I also warmly applaud the work of Queens College, in partnership with the Faculty of Arts, in  supporting other refugee students and scholars at risk. Again there is the brilliant story of a student from Iran who is now a second-year Arts student on his way to studying law. I know Queens is working hard to support him on this academic journey, and that soon you will be joined by another ‘at-risk’ student from Myanmar. We wish you and her all the best as she takes up her studies here too.

This is such important work because education is our mission. Again pointing to the global dimension, our education is not to be the exclusive preserve of Australian students but of people with potential no matter where they come from. This is important for the whole world, not just for the local city and nation.  It is greatly to the benefit of our city and nation that we engage so strongly at the international level, something that was mentioned by federal Minister for Trade Dan Tehan at an event at the Australia India Institute this morning at the University.

I will end with another story of a refugee and a member of the Queens College community, the late Sam Pisar.  You may know the story. Sam was a Holocaust survivor who narrowly escaped death at the hands of the Nazis as a teenager, then in the 1950s was able to come to the University here and graduate in law, while living at Queens. A few weeks ago the United States Secretary of State Antony Blinken, who travelled to Melbourne for an international summit meeting, decided to visit the University while he was here. The reason was that Sam Pisar was Antony Blinken’s step-father and had had a huge, positive influence on Blinken’s life. He was very touched when I was able to present him with a framed photo of Sam that was taken while he was a student here at Queens, during the 1950s.
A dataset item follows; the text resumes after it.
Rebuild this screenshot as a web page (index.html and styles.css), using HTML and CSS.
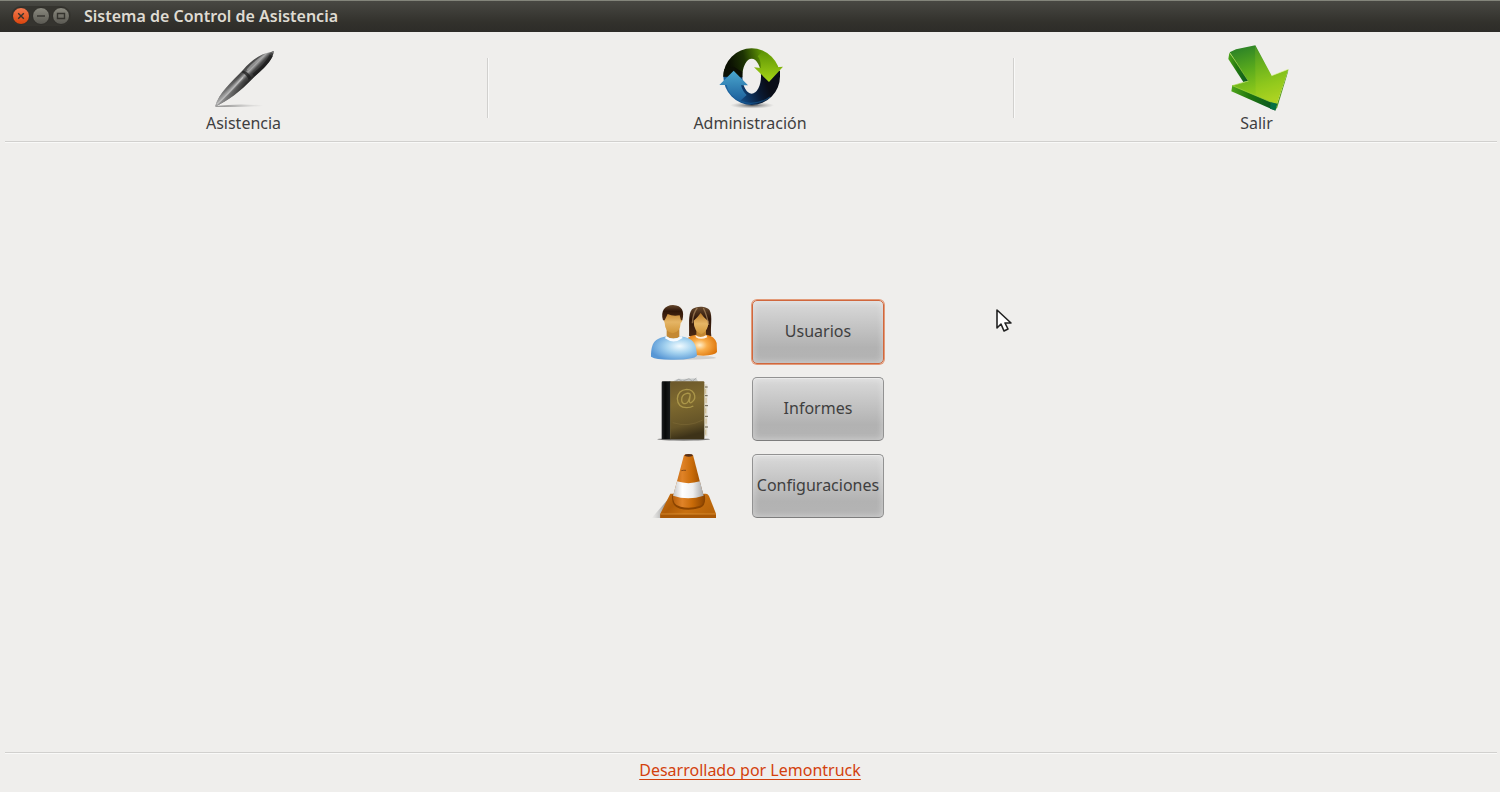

The city and the university are full of stories like this, embedded in our joint past and the history of the wider world, and sometimes these stories only surface because of particular events that pop up from time to time. They are reminders of the flow of history. They also remind us of the persistence of the university mission over very long periods of time, and how that is embedded in the cities and societies of which our universities form an essential part.

The mission clearly remains as relevant during the twenty-first century as it was in previous centuries.  And it is a mission that works best only when ‘Town and Gown’ unite with common purpose.